Temperafarben aus Pflanzensaft selbst herstellen
Wer Pflanzenfarbsäfte konservieren möchte hat mehrere Möglichkeiten, Brigitte Fuhr hat sie alle ausprobiert. „Um das schöne Löwenzahngelb als Farbe zu erhalten , einfach die gelben Blüten mit Wasser aufkochen, etwas Salz hinzufügen und dann das Wasser verkochen lassen, bis ein Dicksaft übrigbleibt“, erklärt Brigitte Fuhr. Diesen Dicksaft kann man abfüllen, später wieder mit Wasser verdünnen und dann damit malen. Deckfarbe entsteht durch Vermischen des Dicksaftes mit Kreide oder mit Stärkekleister aus Haushaltsstärke. „Alles, was in der Küche die Soßen bindet, bindet auch die Farben. Die Farbe haftet dann auf Untergrund. Wir können auch Tempera-Farbe selbst herstellen“, erläutert die Expertin, „ wir mischen einen Teil Pflanzensaft mit einem Teil Leinöl und einem ganzen Ei. Diese Farbe trocknet relativ schnell. In mehreren Schichten aufgetragen, gibt das eine tolle Tiefenwirkung.“ Natürlich lassen sich alle Maltechniken auch mit Pflanzenfarben anwenden. Aquarelleffekte entstehen beispielsweise dadurch, dass das Papier vor dem Malen gewässert wird.

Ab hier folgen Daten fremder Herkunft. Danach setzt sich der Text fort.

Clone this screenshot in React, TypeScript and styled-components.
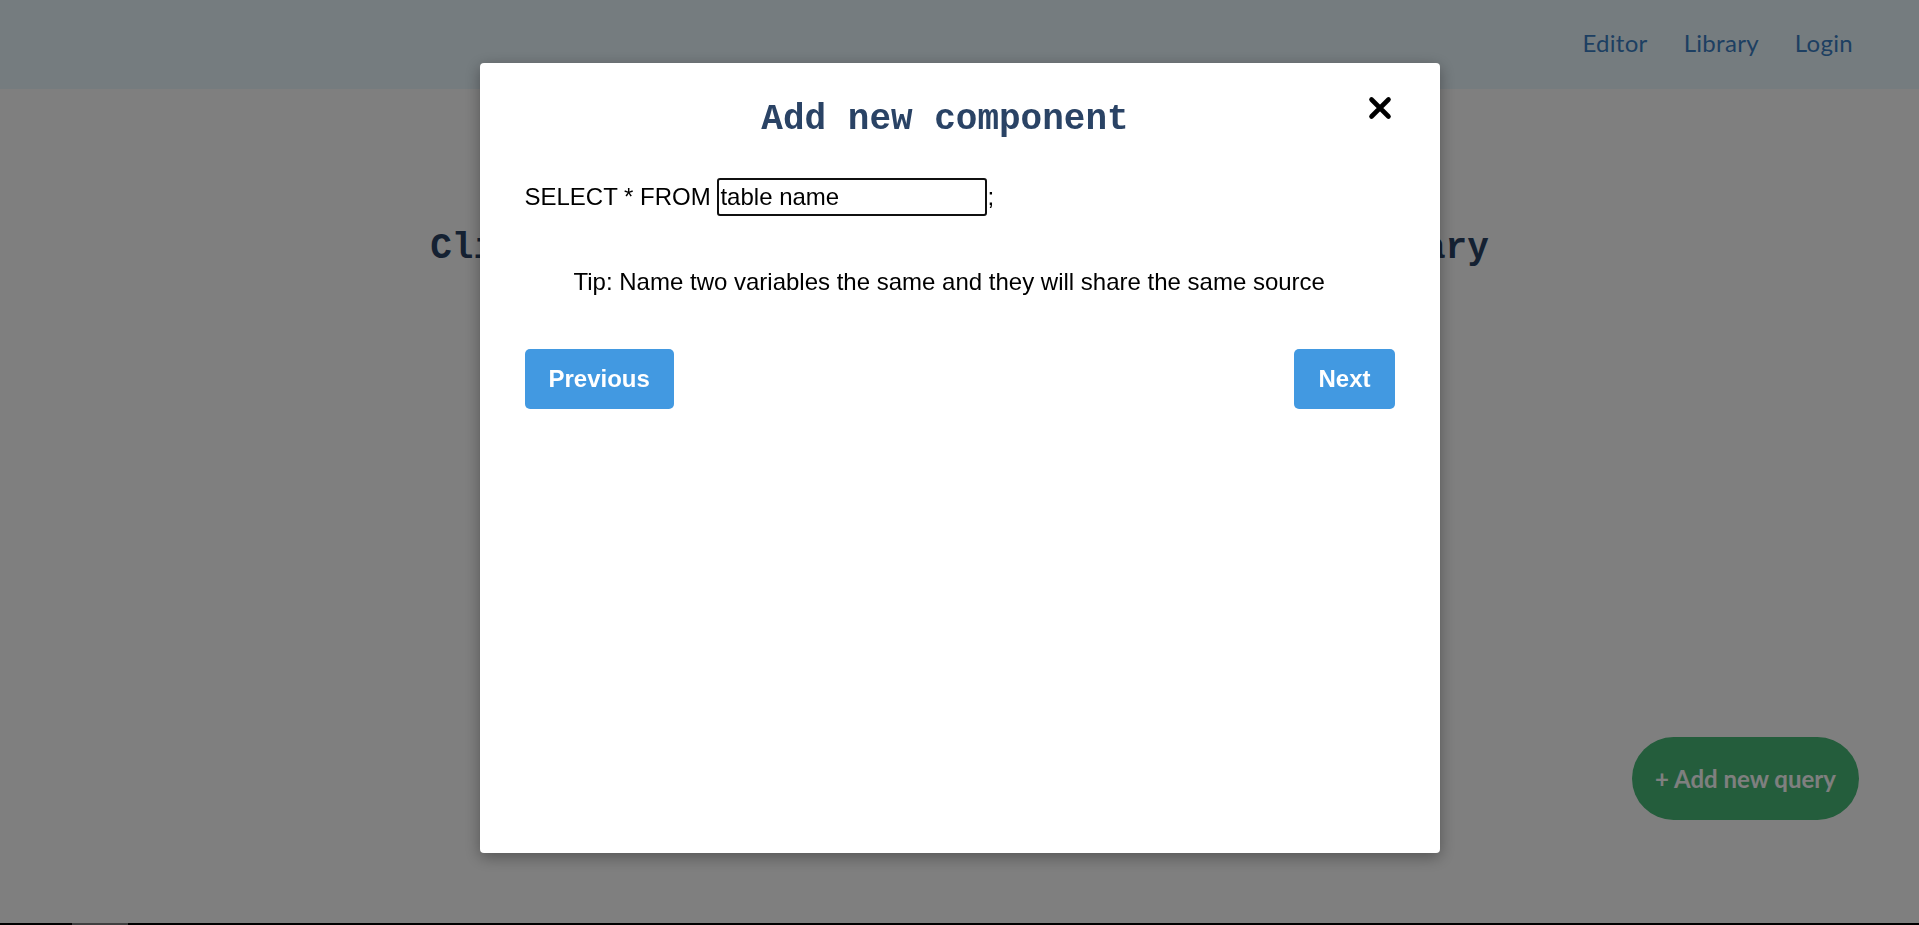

"Wer die Farbe hat, hat die Macht"
Je länger sie sich mit Färbepflanzen und Naturfarben beschäftigt habe, desto spannender sei das Thema für sie geworden, meint Brigitte Fuhr. Schon die Steinzeitmenschen nutzten Erdfarben wie Ocker und Pflanzenfarben, um ihre Körper und die Höhlen, in denen sie lebten, zu bemalen. Die alten Griechen und die Römer färbten bereits Stoffe mit Pflanzenfarben. „Früher hieß es, wer die Farbe hat, hat die Macht“, erzählt sie und erinnert daran, dass die Farbe Purpur dem Kaiser vorbehalten gewesen sei. Noch heute ist Purpur die Farbe der katholischen Kardinäle. Purpur wurde in einem komplizierten Verfahren aus der Purpurschnecke gewonnen. Die Farbe Rot hingegen war die Farbe der Könige, des hohen Adels und des hohen Klerus. Sie wurde aus der Wurzel des Färberkrapps oder aus Cochenille-Schildläusen in einem sehr aufwändigen Verfahren hergestellt. Viele Sprichwörter und Redewendungen erinnern an die einstige Bedeutung der Färberei. Man denke nur an die Schönfärberei, das Schwarzmalen, oder gar das Blaumachen, einem Begriff aus der Praxis der Waidfärber.